Latency has also been impacted. “We’ve seen an incredible reduction in P99s for gRPC-oriented services,” says Bozarth. “We’ve also seen a squishing and a narrowing of our latency windows consistently across the board.”

“We believe that gRPC is a really powerful and important foundation for us as we move forward.”

 

— Tim Bozarth, Director of Platform Engineering, Netflix

Today, a huge part of the internal service-to-service communication at Netflix runs on gRPC. “The adoption has been a success and continues to move forward, especially in the Java space,” says Bozarth. All new Java development starts with a gRPC-enabled application. And while there’s no push to rewrite existing applications, he says, “there are a number of people who struggled with the complexity of their clients and the challenges of operations, that they chose to rewrite their applications in gRPC because the value proposition that it made was so substantial.”

The team also found gRPC to be invaluable for a project involving adaptive concurrency limits—a critical issue for any business that requires the highest service availability—which they’ve open sourced. “We’ve been able to effectively defeat the thundering herd problem by changing how the server does concurrency limits adaptively over time using the gRPC mechanics,” says Bozarth. “gRPC made it architecturally simple. We were able to approach this effort in a way that we couldn’t have done before.”

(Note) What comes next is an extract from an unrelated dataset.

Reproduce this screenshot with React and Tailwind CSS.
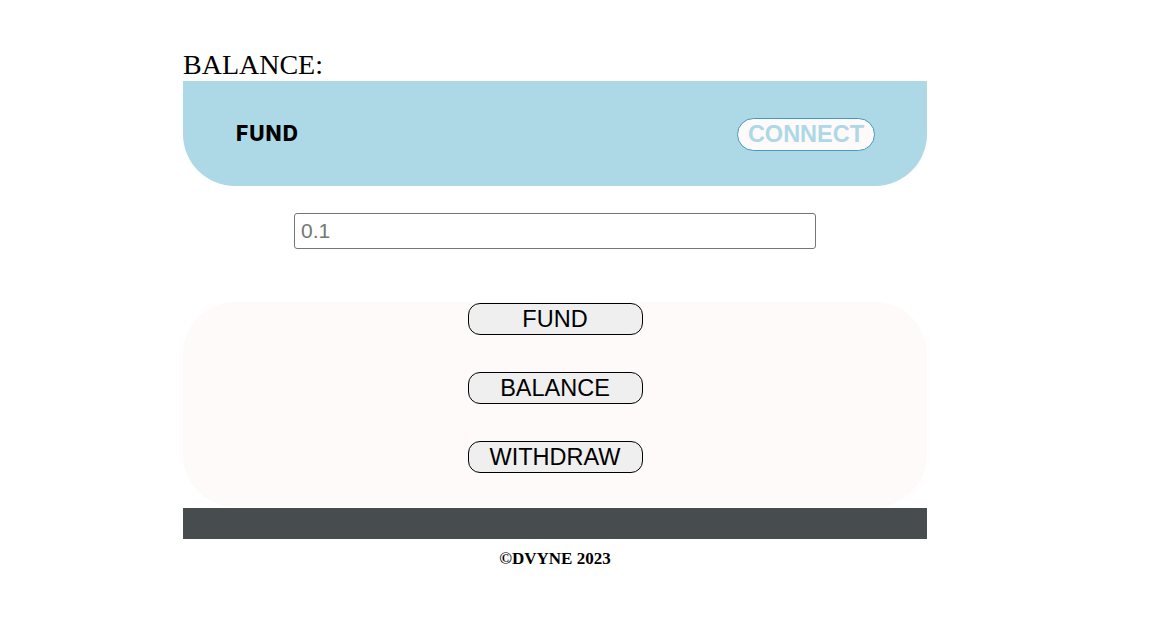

As early adopters of gRPC, Bozarth and Thurston say they’ve benefited from the community as much as they’ve given back. “One of the reasons we picked gRPC is we were making a bet that it would get the adoption and there would be a lot of other people building useful things in open source, and I think largely that has paid off,” says Thurston.

For Netflix, this is the exact place they want to be. “As the industry’s changing and as new, powerful technologies are emerging, we’re fairly early in the adoption curve,” says Bozarth. “But if you’re trying to build a large distributed system, RPC is critical to its long-term success. We believe that gRPC is a really powerful and important foundation for us as we move forward.”